Skip to content

sashacmc/mmdiary

Repository files navigation

Multimedia Diary Tools

CodeQL PyPI - Version PyPI - Downloads Code style: black

Multimedia Diary Tools is a Python toolkit designed to automate the process of managing multimedia content for diary entries. This toolkit offers functionalities to scan specified folders, identify audio and video files, perform speech-to-text transcription, merge video files, and upload the resulting video content to YouTube/Dailymotion. Additionally, it integrates with Notion to create a calendar and populate it with transcribed text from audio and video notes, accompanied by links to the original media.
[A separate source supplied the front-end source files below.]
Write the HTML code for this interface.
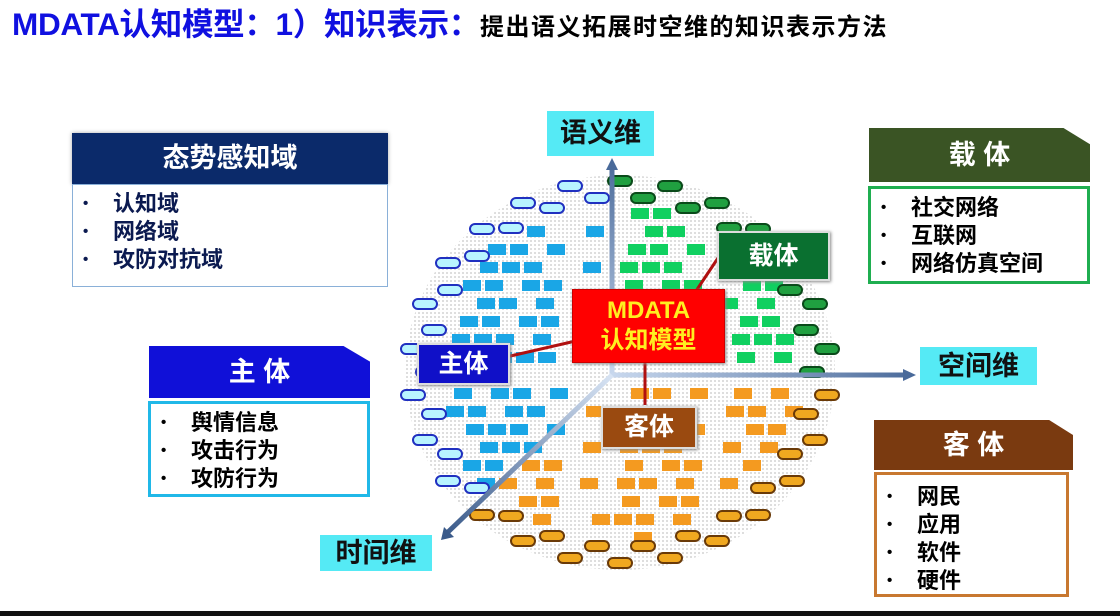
<!DOCTYPE html>
<html><head><meta charset="utf-8"><style>
*{margin:0;padding:0;box-sizing:border-box}
body{width:1120px;height:616px;background:#fff;position:relative;overflow:hidden;font-family:"Liberation Sans","Noto Sans CJK SC",sans-serif;font-weight:bold}
.a{position:absolute}
.title{left:12px;top:4px;font-size:31.5px;line-height:40px;color:#1010e0;white-space:nowrap;letter-spacing:-0.3px}
.title span{font-size:24px;color:#000;letter-spacing:1.5px}
.hd{color:#fff;font-size:27px;text-align:center;box-shadow:0 0 4px #aaa}
.bd{background:#fff;font-size:22px;color:#000;padding:5px 0 0 10px;line-height:28px}
.bd div::before{content:"•";display:inline-block;width:30px;font-size:15px;vertical-align:top}
.lbl{background:#55eaf5;color:#111;font-size:27px;text-align:center}
.tag{color:#fff;font-size:25px;text-align:center;border:2px solid #ddd;box-shadow:1px 1px 3px #888}
</style></head><body>
<div class="a title">MDATA认知模型：1）知识表示：<span>提出语义拓展时空维的知识表示方法</span></div>

<div class="a" style="left:405px;top:175px;width:430px;height:395px;border-radius:50%;background:radial-gradient(#ccc 1px,transparent 1.2px) 0 0/4px 4px;opacity:.7"></div>
<div id="bricks"></div>

<svg class="a" style="left:0;top:0" width="1120" height="616">
<defs><linearGradient id="g1" gradientUnits="userSpaceOnUse" x1="0" y1="375" x2="0" y2="160"><stop offset="0" stop-color="#c8d8ee"/><stop offset="1" stop-color="#4a6a9a"/></linearGradient>
<linearGradient id="g2" gradientUnits="userSpaceOnUse" x1="612" y1="0" x2="915" y2="0"><stop offset="0" stop-color="#c8d8ee"/><stop offset="1" stop-color="#4a6a9a"/></linearGradient>
<linearGradient id="g3" gradientUnits="userSpaceOnUse" x1="612" y1="375" x2="445" y2="535"><stop offset="0" stop-color="#d8e4f4"/><stop offset="1" stop-color="#3a5a8a"/></linearGradient></defs>
<line x1="612" y1="375" x2="612" y2="168" stroke="url(#g1)" stroke-width="5"/>
<polygon points="606,170 618,170 612,158" fill="#4a6a9a"/>
<line x1="612" y1="375" x2="905" y2="375" stroke="url(#g2)" stroke-width="5"/>
<polygon points="903,369 903,381 916,375" fill="#4a6a9a"/>
<line x1="612" y1="375" x2="448" y2="532" stroke="url(#g3)" stroke-width="5"/>
<polygon points="441,540 444,527 454,537" fill="#3a5a8a"/>
<line x1="506" y1="357" x2="580" y2="340" stroke="#b01010" stroke-width="3"/>
<line x1="690" y1="300" x2="720" y2="255" stroke="#b01010" stroke-width="3"/>
<line x1="645" y1="362" x2="645" y2="405" stroke="#b01010" stroke-width="3"/>
</svg>

<div class="a lbl" style="left:547px;top:111px;width:107px;height:45px;line-height:45px">语义维</div>
<div class="a lbl" style="left:920px;top:347px;width:117px;height:38px;line-height:38px">空间维</div>
<div class="a lbl" style="left:320px;top:535px;width:112px;height:36px;line-height:36px">时间维</div>

<div class="a" style="left:572px;top:289px;width:153px;height:74px;background:#f00;border:1px solid #c00;color:#ffef20;font-size:24px;text-align:center;line-height:30px;padding-top:6px;box-shadow:1px 1px 3px #888">MDATA<br>认知模型</div>
<div class="a tag" style="left:417px;top:343px;width:93px;height:42px;line-height:38px;background:#1010c8">主体</div>
<div class="a tag" style="left:717px;top:231px;width:113px;height:50px;line-height:46px;background:#0a7030">载体</div>
<div class="a tag" style="left:601px;top:406px;width:96px;height:43px;line-height:39px;background:#9a4a10">客体</div>

<div class="a hd" style="left:72px;top:133px;width:316px;height:51px;line-height:51px;background:#0b2a6a">态势感知域</div>
<div class="a bd" style="left:72px;top:184px;width:316px;height:103px;border:1px solid #8ab0d8;color:#0b1a50"><div>认知域</div><div>网络域</div><div>攻防对抗域</div></div>

<div class="a hd" style="left:869px;top:128px;width:221px;height:54px;line-height:54px;background:#3a5424;clip-path:polygon(0 0,88% 0,100% 30%,100% 100%,0 100%)">载 体</div>
<div class="a bd" style="left:868px;top:186px;width:222px;height:98px;border:3px solid #1fae50"><div>社交网络</div><div>互联网</div><div>网络仿真空间</div></div>

<div class="a hd" style="left:149px;top:346px;width:221px;height:52px;line-height:52px;background:#1010d8;clip-path:polygon(0 0,88% 0,100% 30%,100% 100%,0 100%)">主 体</div>
<div class="a bd" style="left:148px;top:401px;width:222px;height:96px;border:3px solid #20b8e8"><div>舆情信息</div><div>攻击行为</div><div>攻防行为</div></div>

<div class="a hd" style="left:874px;top:420px;width:199px;height:50px;line-height:50px;background:#7a3a10;clip-path:polygon(0 0,88% 0,100% 30%,100% 100%,0 100%)">客 体</div>
<div class="a bd" style="left:874px;top:472px;width:195px;height:125px;border:3px solid #c87830;padding-top:8px"><div>网民</div><div>应用</div><div>软件</div><div>硬件</div></div>

<div class="a" style="left:0;top:611px;width:1120px;height:5px;background:#111"></div>

<script>
var cx=620,cy=372,rx=213,ry=195,h='';
function q(x,y){var dx=x-612,dy=y-375;if(dx>0&&dy<0)return 'g';if(dy>0&&dx>-dy)return 'o';return 'b';}
var col={b:'#1aa6e6',g:'#10d060',o:'#f49a20'};
var pc={b:['#b8f4ff','#2030c0'],g:['#20a040','#0a4a1a'],o:['#f0a820','#6a3a08']};
for(var r=0;r<21;r++){var y=190+r*18;for(var c=0;c<16;c++){var x=412+c*28+(r%2)*14+((r*7+c*3)%5)*3;
var nx=(x+9-cx)/rx,ny=(y+5-cy)/ry,d=nx*nx+ny*ny;if(d>0.74)continue;if((r*5+c*3)%5==0)continue;
if(Math.abs(x+9-612)<10||Math.abs(y+5-375)<9)continue;var k=q(x+9,y+5);
h+='<div class="a" style="left:'+x+'px;top:'+y+'px;width:18px;height:11px;background:'+col[k]+'"></div>';}}
for(var i=0;i<52;i++){var t=i/52*2*Math.PI;var rr=(i%2)?0.98:0.9;var x=cx+Math.cos(t)*rx*rr,y=cy+Math.sin(t)*ry*rr;var k=q(x,y);
if(k=='b'&&Math.cos(t)>0.1)continue;
h+='<div class="a" style="left:'+(x-13)+'px;top:'+(y-6)+'px;width:26px;height:12px;border-radius:6px;background:'+pc[k][0]+';border:2px solid '+pc[k][1]+'"></div>';}
document.getElementById('bricks').innerHTML=h;
</script>
</body></html>
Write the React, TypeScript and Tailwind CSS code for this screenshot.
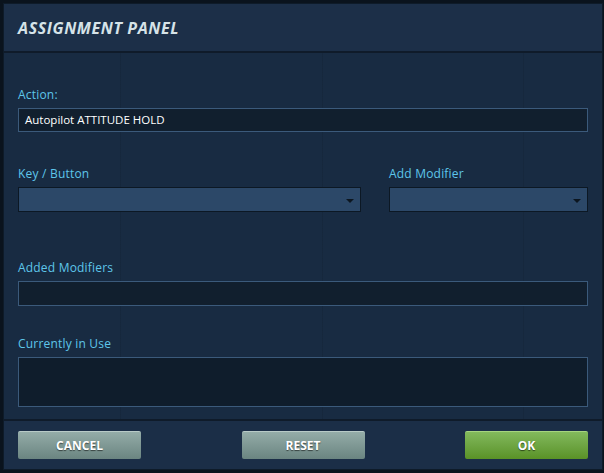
import React from "react";

const font = { fontFamily: '"Open Sans", "DejaVu Sans", sans-serif' };

function Label({ children }: { children: React.ReactNode }) {
  return (
    <div className="text-[12px] leading-[14px] text-[#5ec6ea] mb-[6px] tracking-[0.2px]" style={font}>
      {children}
    </div>
  );
}

function Select() {
  return (
    <div className="relative h-[25px] bg-[#2c4868] border border-[#0c1824]">
      <div className="absolute right-[6px] top-[11px] w-0 h-0 border-l-[4px] border-r-[4px] border-t-[4px] border-l-transparent border-r-transparent border-t-[#0c1620]" />
    </div>
  );
}

function Btn({ children, green }: { children: React.ReactNode; green?: boolean }) {
  return (
    <div
      className={
        "w-[123px] h-[28px] flex items-center justify-center rounded-[2px] text-[12px] font-bold text-white border-t " +
        (green
          ? "bg-gradient-to-b from-[#82b95c] to-[#5a9226] border-[#a6d47f]"
          : "bg-gradient-to-b from-[#94aca8] to-[#6b8581] border-[#b8cac7]")
      }
      style={{ ...font, textShadow: "0 1px 1px rgba(0,0,0,0.55)" }}
    >
      {children}
    </div>
  );
}

export default function App() {
  return (
    <div className="w-[604px] h-[473px] bg-[#0a131d] pt-[3px] pl-[3px] pr-[1px] pb-[3px]">
      <div className="w-full h-full flex flex-col border border-[#0e1b29] bg-[#182b42]">
        <div className="h-[49px] bg-[#1c2f48] flex items-center pl-[14px] pt-[1px] border-b-2 border-[#0f1b2a]">
          <div
            className="text-[16px] font-bold italic text-[#d6e3e8] tracking-[0.6px]"
            style={font}
          >
            ASSIGNMENT PANEL
          </div>
        </div>
        <div
          className="flex-1 px-[14px] pt-[35px] bg-[#182b42]"
          style={{
            backgroundImage:
              "linear-gradient(90deg, transparent 116px, rgba(10,20,32,0.15) 116px, rgba(10,20,32,0.15) 117px, transparent 117px, transparent 318px, rgba(10,20,32,0.15) 318px, rgba(10,20,32,0.15) 319px, transparent 319px, transparent 519px, rgba(10,20,32,0.15) 519px, rgba(10,20,32,0.15) 520px, transparent 520px)",
          }}
        >
          <Label>Action:</Label>
          <div
            className="h-[24px] bg-[#111f2e] border border-[#3b5a7b] flex items-center pl-[6px] text-[11.5px] text-white"
            style={font}
          >
            Autopilot ATTITUDE HOLD
          </div>
          <div className="flex gap-[28px] mt-[35px]">
            <div className="w-[343px]">
              <Label>Key / Button</Label>
              <Select />
            </div>
            <div className="flex-1">
              <Label>Add Modifier</Label>
              <Select />
            </div>
          </div>
          <div className="mt-[49px]">
            <Label>Added Modifiers</Label>
            <div className="h-[25px] bg-[#111f2e] border border-[#3b5a7b]" />
          </div>
          <div className="mt-[31px]">
            <Label>Currently in Use</Label>
            <div className="h-[50px] bg-[#0f1d2c] border border-[#3b5a7b]" />
          </div>
        </div>
        <div className="h-[50px] bg-[#1b2e47] border-t-2 border-[#0f1b2a] flex items-center justify-between px-[14px]">
          <Btn>CANCEL</Btn>
          <Btn>RESET</Btn>
          <Btn green>OK</Btn>
        </div>
      </div>
    </div>
  );
}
A Telegram bot is also provided for easy access to audio notes.

Installation

You can install MultiMedia Diary Tools via pip:

pip install mmdiary

Dependencies

This tool requires installed:

exiftool

Can be download from https://exiftool.org or installed form package manager

Example for Debian-based systems:

sudo apt install exiftool

ffmpeg

Can be download from https://ffmpeg.org/ or installed form package manager

Example for Debian-based systems:

sudo apt install ffmpeg

cuda (optional)

It will makes transcription much faster

https://docs.nvidia.com/cuda/cuda-installation-guide-linux/

photo-importer (optional)

To ensure unique filenames for your media files, it is recommended to use the photo-importer tool.

Fast Interactive Setup

To quickly set up the environment and configurations for Multimedia Diary Tools, use the interactive setup option:

mmdiary --init

This command will guide you through the necessary steps to configure the environment variables and other settings required for the tools to function correctly.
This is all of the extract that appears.